The task: Scan the material for the word "this", and copy each line where it shows up.

Stored data:
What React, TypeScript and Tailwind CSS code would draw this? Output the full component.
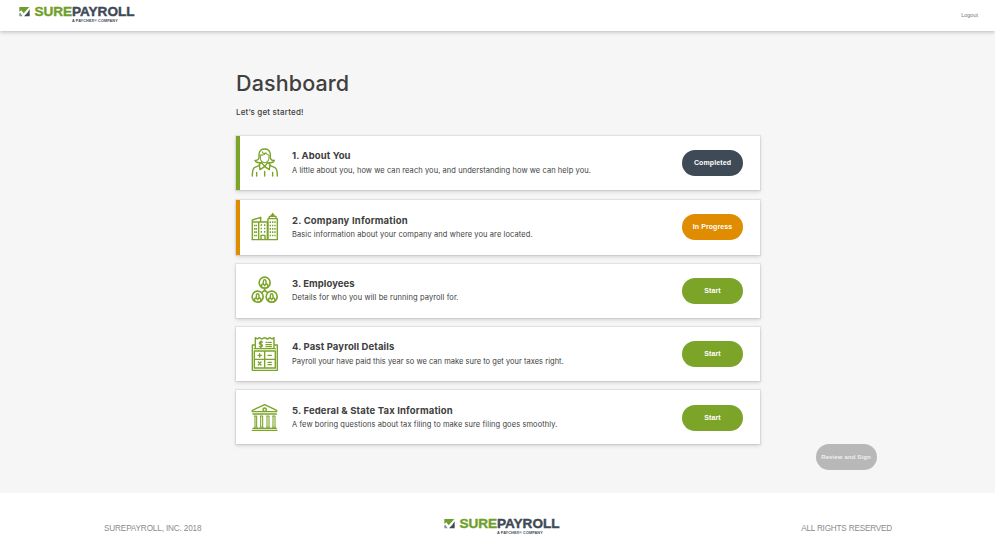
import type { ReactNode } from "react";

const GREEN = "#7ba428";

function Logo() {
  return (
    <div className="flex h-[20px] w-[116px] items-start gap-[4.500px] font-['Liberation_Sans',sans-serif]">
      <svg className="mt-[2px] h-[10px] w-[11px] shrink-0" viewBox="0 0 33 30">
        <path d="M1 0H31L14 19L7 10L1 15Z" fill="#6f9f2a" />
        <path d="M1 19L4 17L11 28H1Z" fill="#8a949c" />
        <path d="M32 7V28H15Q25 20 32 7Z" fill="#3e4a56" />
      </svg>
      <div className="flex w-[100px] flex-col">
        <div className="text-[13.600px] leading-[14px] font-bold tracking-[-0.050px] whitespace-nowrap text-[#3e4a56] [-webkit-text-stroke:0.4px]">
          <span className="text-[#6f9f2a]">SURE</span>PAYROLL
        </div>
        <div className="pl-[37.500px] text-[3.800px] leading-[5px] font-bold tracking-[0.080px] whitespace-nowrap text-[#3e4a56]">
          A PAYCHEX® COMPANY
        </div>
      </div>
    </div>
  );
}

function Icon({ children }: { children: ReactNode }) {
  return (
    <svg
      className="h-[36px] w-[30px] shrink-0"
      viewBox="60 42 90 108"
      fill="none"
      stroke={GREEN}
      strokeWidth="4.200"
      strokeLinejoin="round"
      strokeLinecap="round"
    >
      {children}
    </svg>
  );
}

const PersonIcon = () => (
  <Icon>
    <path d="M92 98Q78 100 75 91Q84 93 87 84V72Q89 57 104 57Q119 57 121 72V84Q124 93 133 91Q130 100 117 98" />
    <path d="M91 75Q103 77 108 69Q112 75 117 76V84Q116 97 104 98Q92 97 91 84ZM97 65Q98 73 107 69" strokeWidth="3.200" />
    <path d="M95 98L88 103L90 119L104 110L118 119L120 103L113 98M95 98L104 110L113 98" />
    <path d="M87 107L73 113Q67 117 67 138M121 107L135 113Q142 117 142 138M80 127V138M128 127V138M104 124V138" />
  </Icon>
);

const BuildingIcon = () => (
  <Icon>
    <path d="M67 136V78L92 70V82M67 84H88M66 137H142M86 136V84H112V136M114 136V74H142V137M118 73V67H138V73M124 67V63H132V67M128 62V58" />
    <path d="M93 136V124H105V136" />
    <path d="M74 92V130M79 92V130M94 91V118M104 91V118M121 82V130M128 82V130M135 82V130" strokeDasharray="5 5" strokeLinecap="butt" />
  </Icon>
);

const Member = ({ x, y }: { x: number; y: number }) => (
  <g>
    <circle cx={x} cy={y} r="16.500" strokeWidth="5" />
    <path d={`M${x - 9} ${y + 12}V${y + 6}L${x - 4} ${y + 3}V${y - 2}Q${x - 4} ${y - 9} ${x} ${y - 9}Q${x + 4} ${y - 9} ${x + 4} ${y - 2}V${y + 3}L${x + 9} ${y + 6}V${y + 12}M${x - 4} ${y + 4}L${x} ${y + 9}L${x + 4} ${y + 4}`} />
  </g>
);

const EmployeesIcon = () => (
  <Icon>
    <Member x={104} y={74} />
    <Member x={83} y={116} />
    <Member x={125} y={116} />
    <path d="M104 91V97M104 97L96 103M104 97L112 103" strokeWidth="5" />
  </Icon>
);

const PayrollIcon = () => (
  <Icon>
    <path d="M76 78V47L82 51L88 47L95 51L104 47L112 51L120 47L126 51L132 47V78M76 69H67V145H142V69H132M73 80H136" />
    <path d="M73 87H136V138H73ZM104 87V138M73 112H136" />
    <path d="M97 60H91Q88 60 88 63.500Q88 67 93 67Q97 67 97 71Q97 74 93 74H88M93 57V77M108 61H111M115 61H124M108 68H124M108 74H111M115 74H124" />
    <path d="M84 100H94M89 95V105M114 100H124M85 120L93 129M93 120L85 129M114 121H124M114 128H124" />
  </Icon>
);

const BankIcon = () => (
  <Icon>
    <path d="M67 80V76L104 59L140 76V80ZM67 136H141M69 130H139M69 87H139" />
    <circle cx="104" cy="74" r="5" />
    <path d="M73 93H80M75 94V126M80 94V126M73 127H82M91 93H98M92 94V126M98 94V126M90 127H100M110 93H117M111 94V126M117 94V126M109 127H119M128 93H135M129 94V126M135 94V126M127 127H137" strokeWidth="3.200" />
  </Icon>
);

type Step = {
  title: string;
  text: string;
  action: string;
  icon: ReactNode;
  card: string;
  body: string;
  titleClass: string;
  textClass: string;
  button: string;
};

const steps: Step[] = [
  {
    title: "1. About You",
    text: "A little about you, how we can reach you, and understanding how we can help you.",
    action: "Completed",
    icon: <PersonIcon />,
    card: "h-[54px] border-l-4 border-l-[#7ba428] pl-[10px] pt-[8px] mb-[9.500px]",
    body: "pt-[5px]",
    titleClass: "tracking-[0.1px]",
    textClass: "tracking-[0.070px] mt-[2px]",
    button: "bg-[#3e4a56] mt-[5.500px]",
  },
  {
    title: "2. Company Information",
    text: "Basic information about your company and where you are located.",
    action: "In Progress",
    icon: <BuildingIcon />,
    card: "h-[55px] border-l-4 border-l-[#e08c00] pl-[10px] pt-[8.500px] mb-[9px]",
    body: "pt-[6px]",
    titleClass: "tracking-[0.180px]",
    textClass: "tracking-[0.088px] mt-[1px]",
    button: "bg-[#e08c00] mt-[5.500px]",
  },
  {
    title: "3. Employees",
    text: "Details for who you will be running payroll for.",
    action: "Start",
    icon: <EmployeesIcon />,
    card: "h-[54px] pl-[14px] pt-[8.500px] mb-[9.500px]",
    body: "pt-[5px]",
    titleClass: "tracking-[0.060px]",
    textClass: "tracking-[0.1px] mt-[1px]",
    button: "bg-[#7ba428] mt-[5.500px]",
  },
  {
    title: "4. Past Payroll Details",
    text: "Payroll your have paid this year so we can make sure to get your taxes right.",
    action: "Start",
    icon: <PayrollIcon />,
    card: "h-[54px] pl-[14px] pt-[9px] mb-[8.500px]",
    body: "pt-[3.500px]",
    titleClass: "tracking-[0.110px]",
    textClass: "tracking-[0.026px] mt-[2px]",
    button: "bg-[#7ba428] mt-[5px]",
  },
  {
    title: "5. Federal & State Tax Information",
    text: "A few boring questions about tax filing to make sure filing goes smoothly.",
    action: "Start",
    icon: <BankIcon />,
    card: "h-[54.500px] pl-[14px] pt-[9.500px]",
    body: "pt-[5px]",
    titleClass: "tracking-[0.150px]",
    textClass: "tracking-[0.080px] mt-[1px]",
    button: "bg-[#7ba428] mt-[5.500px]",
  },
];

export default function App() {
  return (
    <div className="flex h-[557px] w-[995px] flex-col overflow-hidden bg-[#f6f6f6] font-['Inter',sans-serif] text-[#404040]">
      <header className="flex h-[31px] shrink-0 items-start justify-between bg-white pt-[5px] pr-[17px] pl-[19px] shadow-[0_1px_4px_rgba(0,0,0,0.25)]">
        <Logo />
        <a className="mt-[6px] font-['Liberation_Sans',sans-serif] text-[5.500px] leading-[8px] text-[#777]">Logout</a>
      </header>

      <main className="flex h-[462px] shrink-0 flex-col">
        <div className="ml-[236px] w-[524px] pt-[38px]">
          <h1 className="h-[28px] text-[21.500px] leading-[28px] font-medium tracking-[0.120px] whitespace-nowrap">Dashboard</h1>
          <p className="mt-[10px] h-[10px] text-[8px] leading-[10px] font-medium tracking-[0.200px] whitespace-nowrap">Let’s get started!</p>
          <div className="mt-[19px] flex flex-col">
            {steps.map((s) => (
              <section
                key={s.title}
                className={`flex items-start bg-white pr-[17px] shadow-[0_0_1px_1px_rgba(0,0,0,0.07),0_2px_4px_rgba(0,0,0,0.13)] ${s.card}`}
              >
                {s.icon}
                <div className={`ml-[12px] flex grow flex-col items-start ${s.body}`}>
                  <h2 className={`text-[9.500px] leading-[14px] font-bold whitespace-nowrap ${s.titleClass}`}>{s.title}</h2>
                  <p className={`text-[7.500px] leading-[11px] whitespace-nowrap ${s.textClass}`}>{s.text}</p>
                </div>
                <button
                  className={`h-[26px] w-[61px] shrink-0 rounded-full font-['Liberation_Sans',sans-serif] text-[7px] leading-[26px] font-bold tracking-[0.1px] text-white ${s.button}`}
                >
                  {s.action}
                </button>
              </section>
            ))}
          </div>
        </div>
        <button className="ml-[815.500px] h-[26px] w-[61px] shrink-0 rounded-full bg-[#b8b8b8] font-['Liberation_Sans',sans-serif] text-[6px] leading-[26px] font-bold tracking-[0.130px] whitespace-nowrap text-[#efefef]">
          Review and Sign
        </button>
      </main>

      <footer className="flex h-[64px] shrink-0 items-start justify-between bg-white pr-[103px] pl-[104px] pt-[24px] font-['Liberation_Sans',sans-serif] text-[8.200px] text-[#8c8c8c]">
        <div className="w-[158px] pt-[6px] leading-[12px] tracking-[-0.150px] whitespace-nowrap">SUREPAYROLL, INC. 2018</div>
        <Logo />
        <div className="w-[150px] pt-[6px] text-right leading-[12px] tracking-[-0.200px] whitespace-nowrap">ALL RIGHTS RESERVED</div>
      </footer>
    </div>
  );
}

The answer:
What React, TypeScript and Tailwind CSS code would draw this? Output the full component.
    text: "Payroll your have paid this year so we can make sure to get your taxes right.",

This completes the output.